Putting the Recovery in Context: Overview of Economic Progress
Any assessment of the current state of the economy must keep in mind the severity of the financial crisis and the Great Recession, the significant obstacles this recovery has faced and how underlying structural trends can impact economic growth. Collectively, these factors make comparisons with recoveries from much less severe postwar recessions deeply misleading.
This section reviews the state of the economy when President Obama took office and the significant progress that has been made since then. It describes why comparing the current recovery to “average” recoveries is inappropriate, and shows that, in fact, the U.S. recovery has fared well when measured against the recoveries in other advanced economies that suffered from the same devastating global financial crisis.
A Severe Recession
When President Obama took over from President Bush, the world had just experienced “[…] the worst financial crisis in global history, including the Great Depression,” according to former Federal Reserve (Fed) Chairman Ben Bernanke. Former Fed Chairman, Alan Greenspan, called it “the most debilitating financial crisis ever.” According to the Financial Crisis Inquiry Commission, the crisis was the “avoidable” result of a number of factors, including lax financial regulation and excessive risk taking on Wall Street. As the crisis spread from Wall Street to Main Street, millions of people lost their jobs, their homes or both.
During the last five quarters of the Bush presidency, real GDP fell 4.1 percent. This included a drop of 8.2 percent at an annual rate in the fourth quarter of 2008, the single worst quarterly economic performance in more than 50 years. The economy shed more than 4.5 million private-sector jobs during President Bush’s last year in office, including more than 800,000 in January 2009 alone. The unemployment rate jumped nearly 3 percentage points from January 2008 to January 2009, and it was on its way to peaking at 10.0 percent just eight months later.

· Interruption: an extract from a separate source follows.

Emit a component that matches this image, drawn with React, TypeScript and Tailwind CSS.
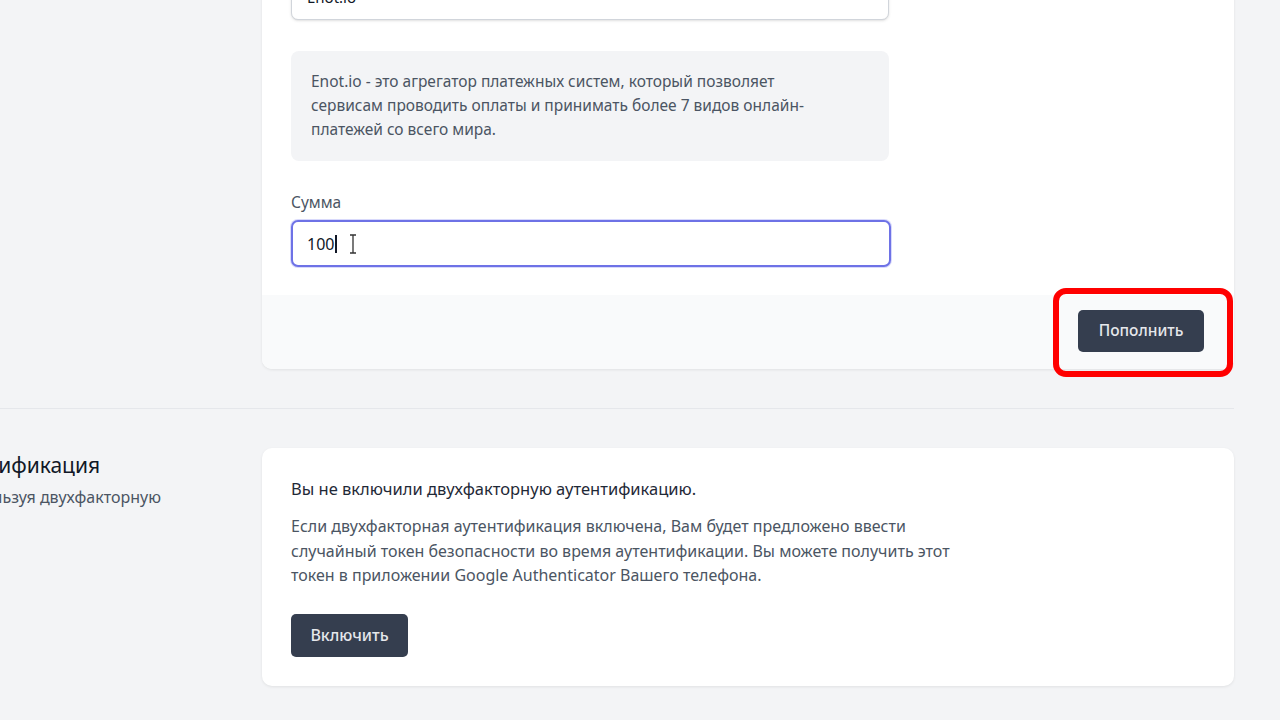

The country’s manufacturing base was rapidly eroding. The automotive industry was on the brink of collapse. From December 2007 to June 2009, auto industry employment plunged by more than 600,000 jobs—more than one-fifth of total employment in the industry. Auto sales in 2009 ended at a 27-year low. The crisis threatened parts suppliers and retail outlets across the country.
The housing sector was in shambles. Home values nationally were in the process of plummeting about 20 percent between 2007 and 2011, according to the Federal Housing Finance Agency’s purchase-only index. In the states hit hardest by the housing crash, prices fell by more than twice as much. At the worst of the downturn, nearly one-third of all homeowners were underwater on their mortgages, meaning that they owed more on their home loans than their home was worth. All told, more than 9 million families would ultimately lose their homes due to foreclosure or distressed sale during the period from 2006 through 2014.
Driven by steep losses in home values and the stock market, nearly $13 trillion in household wealth evaporated during the last seven quarters of the Bush presidency, severely impacting consumer spending and GDP growth. According to the CEA, this constituted an initial shock to household wealth that exceeded the one that precipitated the Great Depression of the 1930s. The economy was teetering on the brink of total meltdown, and fears of another depression were very much real.